Semantic Segmentation for Road Scene Based on Multiscale Feature Fusion

Qingming Yi; Wenting Zhang; Min Shi; Jialin Shen; Aiwen Luo

doi:10.3788/LOP220914

Abstract

A lightweight network model based on multiscale feature information fusion (MIFNet) is developed in this study owing to the imbalance among the parameter amount, inference speed, and accuracy in many existing semantic segmentation network models. The MIFNet is constructed on the encoding-decoding architecture. In the encoding part, the split strategy and asymmetric convolution are flexibly applied to design lightweight bottleneck structure for feature extraction. The spatial attention mechanism and Laplace edge detection operator are introduced to fuse spatial and edge information to obtain rich feature information.

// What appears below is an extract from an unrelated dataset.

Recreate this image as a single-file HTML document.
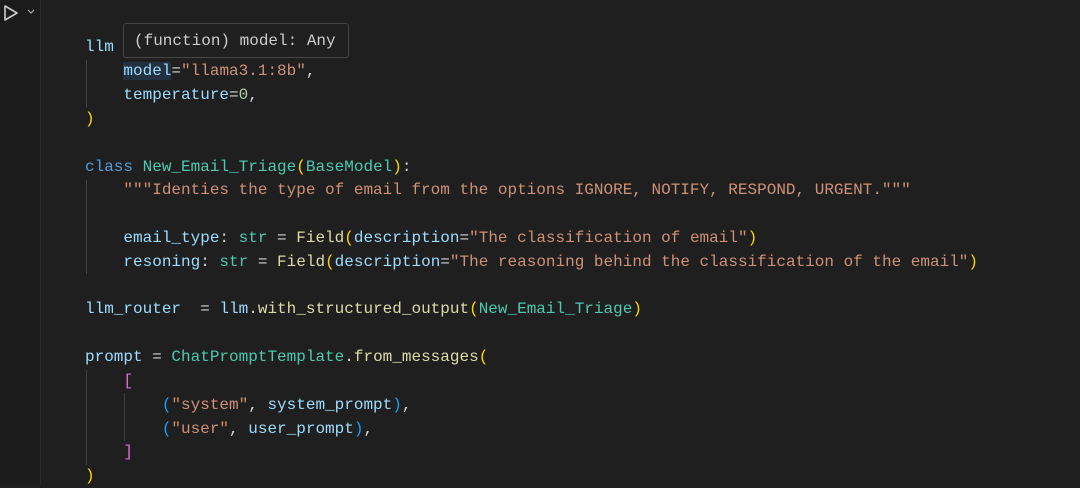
<!DOCTYPE html>
<html><head><style>
body{margin:0;width:1080px;height:485px;background:#1f1f1f;overflow:hidden;position:relative;font-family:"Liberation Mono",monospace}
.gut{position:absolute;left:0;top:0;width:40px;height:485px;background:#1b1b1b;border-right:1px solid #2b2b2b}
.l{position:absolute;left:85px;font-size:16px;white-space:pre;color:#d4d4d4;line-height:24px}
.v{color:#9cdcfe}.k{color:#569cd6}.c{color:#4ec9b0}.f{color:#dcdcaa}.s{color:#ce9178}.n{color:#b5cea8}.y{color:#ffd700}.p{color:#da70d6}.b{color:#179fff}
.g{position:absolute;width:1px;background:#404040}
.tip{position:absolute;left:123px;top:23px;width:226px;height:35px;background:#202020;border:1px solid #454545;border-radius:3px;color:#cccccc;font-size:16px;line-height:35px;padding-left:10px;box-sizing:border-box;white-space:pre}
</style></head><body>
<div class="gut"></div>
<svg style="position:absolute;left:2px;top:3px" width="40" height="20"><path d="M3 3 L3 17 L15 10 Z" fill="none" stroke="#cccccc" stroke-width="1.6" stroke-linejoin="round"/><path d="M26 7 L29 10 L32 7" fill="none" stroke="#aaaaaa" stroke-width="1.2"/></svg>
<div class="g" style="left:86px;top:60px;height:48px"></div>
<div class="g" style="left:86px;top:180px;height:94px"></div>
<div class="g" style="left:86px;top:370px;height:95px"></div>
<div class="g" style="left:124px;top:393px;height:48px"></div>
<div class="l" style="top:35px"><span class="v">llm</span></div>
<div class="l" style="top:59px">    <span class="v" style="background:#233040">model</span>=<span class="s">"llama3.1:8b"</span>,</div>
<div class="l" style="top:83px">    <span class="v">temperature</span>=<span class="n">0</span>,</div>
<div class="l" style="top:107px"><span class="y">)</span></div>
<div class="l" style="top:155px"><span class="k">class</span> <span class="c">New_Email_Triage</span><span class="y">(</span><span class="c">BaseModel</span><span class="y">)</span>:</div>
<div class="l" style="top:178px">    <span class="s">"""Identies the type of email from the options IGNORE, NOTIFY, RESPOND, URGENT."""</span></div>
<div class="l" style="top:226px">    <span class="v">email_type</span>: <span class="c">str</span> = <span class="f">Field</span><span class="y">(</span><span class="v">description</span>=<span class="s">"The classification of email"</span><span class="y">)</span></div>
<div class="l" style="top:250px">    <span class="v">resoning</span>: <span class="c">str</span> = <span class="f">Field</span><span class="y">(</span><span class="v">description</span>=<span class="s">"The reasoning behind the classification of the email"</span><span class="y">)</span></div>
<div class="l" style="top:297px"><span class="v">llm_router</span>  = <span class="v">llm</span>.<span class="f">with_structured_output</span><span class="y">(</span><span class="c">New_Email_Triage</span><span class="y">)</span></div>
<div class="l" style="top:345px"><span class="v">prompt</span> = <span class="c">ChatPromptTemplate</span>.<span class="f">from_messages</span><span class="y">(</span></div>
<div class="l" style="top:369px">    <span class="p">[</span></div>
<div class="l" style="top:393px">        <span class="b">(</span><span class="s">"system"</span>, <span class="v">system_prompt</span><span class="b">)</span>,</div>
<div class="l" style="top:417px">        <span class="b">(</span><span class="s">"user"</span>, <span class="v">user_prompt</span><span class="b">)</span>,</div>
<div class="l" style="top:440px">    <span class="p">]</span></div>
<div class="l" style="top:464px"><span class="y">)</span></div>
<div class="tip">(function) model: Any</div>
</body></html>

In the decoding part, a new decoder is designed by introducing a channel attention mechanism to recover the size and detail information of the feature map for a complete semantic segmentation task. The MIFNet achieves accuracies of 73.1% and 67.7% on the Cityscapes and CamVid test sets, respectively, with only approximately 0.82 M parameters. Correspondingly, it reaches up to 73.68 frame/s and 85.16 frame/s inference speed, respectively using a single GTX 1080Ti GPU. The results show that the method achieves a good balance in terms of the parameter amount, inference speed, and accuracy, yielding a lightweight, fast, and accurate semantic segmentation.